All of the data should be output character for character, except the pictures.

> AVAILABLE DATA:

===

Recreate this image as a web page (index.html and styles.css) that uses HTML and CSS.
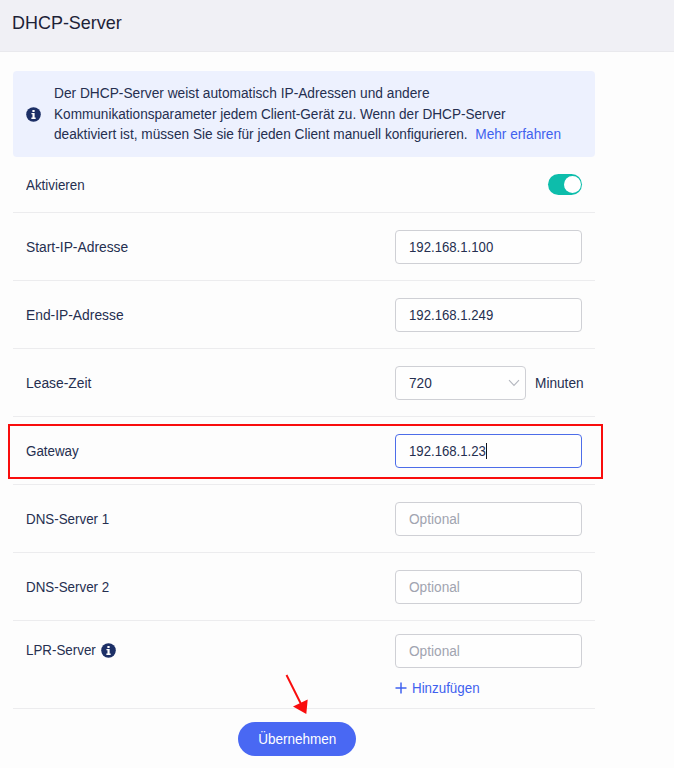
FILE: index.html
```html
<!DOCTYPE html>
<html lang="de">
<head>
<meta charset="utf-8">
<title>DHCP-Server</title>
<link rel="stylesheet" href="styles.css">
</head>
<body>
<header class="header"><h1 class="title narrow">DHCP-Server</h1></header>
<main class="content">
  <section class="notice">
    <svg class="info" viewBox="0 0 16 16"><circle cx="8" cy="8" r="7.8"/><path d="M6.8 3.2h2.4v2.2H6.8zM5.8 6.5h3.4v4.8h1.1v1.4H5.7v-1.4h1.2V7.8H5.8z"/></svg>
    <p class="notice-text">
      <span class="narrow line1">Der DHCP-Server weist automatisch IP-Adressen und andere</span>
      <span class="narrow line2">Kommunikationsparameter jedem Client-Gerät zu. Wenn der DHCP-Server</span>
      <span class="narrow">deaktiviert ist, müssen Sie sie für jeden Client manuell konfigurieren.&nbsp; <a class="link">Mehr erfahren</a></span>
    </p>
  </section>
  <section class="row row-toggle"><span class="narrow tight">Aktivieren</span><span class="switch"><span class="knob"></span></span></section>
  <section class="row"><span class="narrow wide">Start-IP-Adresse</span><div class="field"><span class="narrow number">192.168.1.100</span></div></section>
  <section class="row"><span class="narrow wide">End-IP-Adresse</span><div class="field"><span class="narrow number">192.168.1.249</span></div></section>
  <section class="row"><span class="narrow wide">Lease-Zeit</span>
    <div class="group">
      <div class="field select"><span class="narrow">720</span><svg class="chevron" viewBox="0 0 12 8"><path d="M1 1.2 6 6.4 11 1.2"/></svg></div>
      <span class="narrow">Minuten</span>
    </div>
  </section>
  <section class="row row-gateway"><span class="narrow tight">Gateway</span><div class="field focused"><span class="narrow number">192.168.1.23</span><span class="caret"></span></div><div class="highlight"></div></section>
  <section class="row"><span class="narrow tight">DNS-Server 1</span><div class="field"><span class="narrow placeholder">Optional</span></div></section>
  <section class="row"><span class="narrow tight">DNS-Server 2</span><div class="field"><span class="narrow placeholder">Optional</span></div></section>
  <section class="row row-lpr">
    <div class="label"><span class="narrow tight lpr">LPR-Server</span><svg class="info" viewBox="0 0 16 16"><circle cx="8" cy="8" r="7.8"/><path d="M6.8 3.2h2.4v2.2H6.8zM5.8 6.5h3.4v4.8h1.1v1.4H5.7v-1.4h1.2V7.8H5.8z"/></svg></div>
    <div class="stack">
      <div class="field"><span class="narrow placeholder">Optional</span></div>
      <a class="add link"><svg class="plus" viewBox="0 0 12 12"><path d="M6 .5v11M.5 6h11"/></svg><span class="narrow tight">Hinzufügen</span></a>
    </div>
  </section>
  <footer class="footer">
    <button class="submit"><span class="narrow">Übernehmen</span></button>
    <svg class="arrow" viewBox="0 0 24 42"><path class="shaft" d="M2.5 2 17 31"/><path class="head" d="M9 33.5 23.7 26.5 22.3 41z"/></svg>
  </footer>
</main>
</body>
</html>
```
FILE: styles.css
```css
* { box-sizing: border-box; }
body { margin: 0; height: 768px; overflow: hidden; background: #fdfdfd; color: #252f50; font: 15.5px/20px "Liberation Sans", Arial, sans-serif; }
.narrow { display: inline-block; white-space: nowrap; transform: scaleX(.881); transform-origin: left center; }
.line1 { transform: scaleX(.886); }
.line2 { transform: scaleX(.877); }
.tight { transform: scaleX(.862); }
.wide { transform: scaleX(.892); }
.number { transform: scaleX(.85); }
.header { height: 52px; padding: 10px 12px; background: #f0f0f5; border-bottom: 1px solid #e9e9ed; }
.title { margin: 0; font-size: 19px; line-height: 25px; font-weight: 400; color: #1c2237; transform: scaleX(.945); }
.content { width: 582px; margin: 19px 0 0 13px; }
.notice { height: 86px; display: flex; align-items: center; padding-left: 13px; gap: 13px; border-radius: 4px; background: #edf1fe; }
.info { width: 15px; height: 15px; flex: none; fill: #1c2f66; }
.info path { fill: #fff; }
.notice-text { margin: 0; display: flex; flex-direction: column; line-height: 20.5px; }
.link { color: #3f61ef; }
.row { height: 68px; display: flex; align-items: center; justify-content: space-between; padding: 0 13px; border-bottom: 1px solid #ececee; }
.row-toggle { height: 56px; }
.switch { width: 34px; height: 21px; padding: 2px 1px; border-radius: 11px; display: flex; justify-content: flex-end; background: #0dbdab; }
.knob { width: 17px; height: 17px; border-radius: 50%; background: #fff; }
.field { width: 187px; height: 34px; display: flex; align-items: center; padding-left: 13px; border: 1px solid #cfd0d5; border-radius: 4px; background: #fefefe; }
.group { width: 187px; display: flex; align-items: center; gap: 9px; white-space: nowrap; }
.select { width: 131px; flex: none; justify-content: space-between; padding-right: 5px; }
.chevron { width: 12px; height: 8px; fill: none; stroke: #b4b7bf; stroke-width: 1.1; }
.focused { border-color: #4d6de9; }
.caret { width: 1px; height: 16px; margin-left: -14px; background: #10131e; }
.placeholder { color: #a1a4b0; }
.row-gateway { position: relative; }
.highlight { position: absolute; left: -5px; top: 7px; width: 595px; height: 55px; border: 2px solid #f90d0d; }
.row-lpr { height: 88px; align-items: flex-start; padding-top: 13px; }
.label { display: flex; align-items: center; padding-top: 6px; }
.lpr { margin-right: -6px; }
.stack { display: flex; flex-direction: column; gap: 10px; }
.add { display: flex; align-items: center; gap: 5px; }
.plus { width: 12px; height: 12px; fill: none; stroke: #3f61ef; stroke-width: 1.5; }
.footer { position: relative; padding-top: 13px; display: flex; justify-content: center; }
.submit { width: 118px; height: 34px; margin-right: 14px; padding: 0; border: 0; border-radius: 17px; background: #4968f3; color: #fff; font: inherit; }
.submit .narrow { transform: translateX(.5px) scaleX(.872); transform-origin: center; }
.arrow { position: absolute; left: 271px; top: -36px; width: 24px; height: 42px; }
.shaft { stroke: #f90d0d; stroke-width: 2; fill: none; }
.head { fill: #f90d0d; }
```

===

> WRITTEN REPLY:
Recreate this image as a web page (index.html and styles.css) that uses HTML and CSS.
FILE: index.html
```html
<!DOCTYPE html>
<html lang="de">
<head>
<meta charset="utf-8">
<title>DHCP-Server</title>
<link rel="stylesheet" href="styles.css">
</head>
<body>
<header class="header"><h1 class="title narrow">DHCP-Server</h1></header>
<main class="content">
  <section class="notice">
    <svg class="info" viewBox="0 0 16 16"><circle cx="8" cy="8" r="7.8"/><path d="M6.8 3.2h2.4v2.2H6.8zM5.8 6.5h3.4v4.8h1.1v1.4H5.7v-1.4h1.2V7.8H5.8z"/></svg>
    <p class="notice-text">
      <span class="narrow line1">Der DHCP-Server weist automatisch IP-Adressen und andere</span>
      <span class="narrow line2">Kommunikationsparameter jedem Client-Gerät zu. Wenn der DHCP-Server</span>
      <span class="narrow">deaktiviert ist, müssen Sie sie für jeden Client manuell konfigurieren.&nbsp; <a class="link">Mehr erfahren</a></span>
    </p>
  </section>
  <section class="row row-toggle"><span class="narrow tight">Aktivieren</span><span class="switch"><span class="knob"></span></span></section>
  <section class="row"><span class="narrow wide">Start-IP-Adresse</span><div class="field"><span class="narrow number">192.168.1.100</span></div></section>
  <section class="row"><span class="narrow wide">End-IP-Adresse</span><div class="field"><span class="narrow number">192.168.1.249</span></div></section>
  <section class="row"><span class="narrow wide">Lease-Zeit</span>
    <div class="group">
      <div class="field select"><span class="narrow">720</span><svg class="chevron" viewBox="0 0 12 8"><path d="M1 1.2 6 6.4 11 1.2"/></svg></div>
      <span class="narrow">Minuten</span>
    </div>
  </section>
  <section class="row row-gateway"><span class="narrow tight">Gateway</span><div class="field focused"><span class="narrow number">192.168.1.23</span><span class="caret"></span></div><div class="highlight"></div></section>
  <section class="row"><span class="narrow tight">DNS-Server 1</span><div class="field"><span class="narrow placeholder">Optional</span></div></section>
  <section class="row"><span class="narrow tight">DNS-Server 2</span><div class="field"><span class="narrow placeholder">Optional</span></div></section>
  <section class="row row-lpr">
    <div class="label"><span class="narrow tight lpr">LPR-Server</span><svg class="info" viewBox="0 0 16 16"><circle cx="8" cy="8" r="7.8"/><path d="M6.8 3.2h2.4v2.2H6.8zM5.8 6.5h3.4v4.8h1.1v1.4H5.7v-1.4h1.2V7.8H5.8z"/></svg></div>
    <div class="stack">
      <div class="field"><span class="narrow placeholder">Optional</span></div>
      <a class="add link"><svg class="plus" viewBox="0 0 12 12"><path d="M6 .5v11M.5 6h11"/></svg><span class="narrow tight">Hinzufügen</span></a>
    </div>
  </section>
  <footer class="footer">
    <button class="submit"><span class="narrow">Übernehmen</span></button>
    <svg class="arrow" viewBox="0 0 24 42"><path class="shaft" d="M2.5 2 17 31"/><path class="head" d="M9 33.5 23.7 26.5 22.3 41z"/></svg>
  </footer>
</main>
</body>
</html>
```
FILE: styles.css
```css
* { box-sizing: border-box; }
body { margin: 0; height: 768px; overflow: hidden; background: #fdfdfd; color: #252f50; font: 15.5px/20px "Liberation Sans", Arial, sans-serif; }
.narrow { display: inline-block; white-space: nowrap; transform: scaleX(.881); transform-origin: left center; }
.line1 { transform: scaleX(.886); }
.line2 { transform: scaleX(.877); }
.tight { transform: scaleX(.862); }
.wide { transform: scaleX(.892); }
.number { transform: scaleX(.85); }
.header { height: 52px; padding: 10px 12px; background: #f0f0f5; border-bottom: 1px solid #e9e9ed; }
.title { margin: 0; font-size: 19px; line-height: 25px; font-weight: 400; color: #1c2237; transform: scaleX(.945); }
.content { width: 582px; margin: 19px 0 0 13px; }
.notice { height: 86px; display: flex; align-items: center; padding-left: 13px; gap: 13px; border-radius: 4px; background: #edf1fe; }
.info { width: 15px; height: 15px; flex: none; fill: #1c2f66; }
.info path { fill: #fff; }
.notice-text { margin: 0; display: flex; flex-direction: column; line-height: 20.5px; }
.link { color: #3f61ef; }
.row { height: 68px; display: flex; align-items: center; justify-content: space-between; padding: 0 13px; border-bottom: 1px solid #ececee; }
.row-toggle { height: 56px; }
.switch { width: 34px; height: 21px; padding: 2px 1px; border-radius: 11px; display: flex; justify-content: flex-end; background: #0dbdab; }
.knob { width: 17px; height: 17px; border-radius: 50%; background: #fff; }
.field { width: 187px; height: 34px; display: flex; align-items: center; padding-left: 13px; border: 1px solid #cfd0d5; border-radius: 4px; background: #fefefe; }
.group { width: 187px; display: flex; align-items: center; gap: 9px; white-space: nowrap; }
.select { width: 131px; flex: none; justify-content: space-between; padding-right: 5px; }
.chevron { width: 12px; height: 8px; fill: none; stroke: #b4b7bf; stroke-width: 1.1; }
.focused { border-color: #4d6de9; }
.caret { width: 1px; height: 16px; margin-left: -14px; background: #10131e; }
.placeholder { color: #a1a4b0; }
.row-gateway { position: relative; }
.highlight { position: absolute; left: -5px; top: 7px; width: 595px; height: 55px; border: 2px solid #f90d0d; }
.row-lpr { height: 88px; align-items: flex-start; padding-top: 13px; }
.label { display: flex; align-items: center; padding-top: 6px; }
.lpr { margin-right: -6px; }
.stack { display: flex; flex-direction: column; gap: 10px; }
.add { display: flex; align-items: center; gap: 5px; }
.plus { width: 12px; height: 12px; fill: none; stroke: #3f61ef; stroke-width: 1.5; }
.footer { position: relative; padding-top: 13px; display: flex; justify-content: center; }
.submit { width: 118px; height: 34px; margin-right: 14px; padding: 0; border: 0; border-radius: 17px; background: #4968f3; color: #fff; font: inherit; }
.submit .narrow { transform: translateX(.5px) scaleX(.872); transform-origin: center; }
.arrow { position: absolute; left: 271px; top: -36px; width: 24px; height: 42px; }
.shaft { stroke: #f90d0d; stroke-width: 2; fill: none; }
.head { fill: #f90d0d; }
```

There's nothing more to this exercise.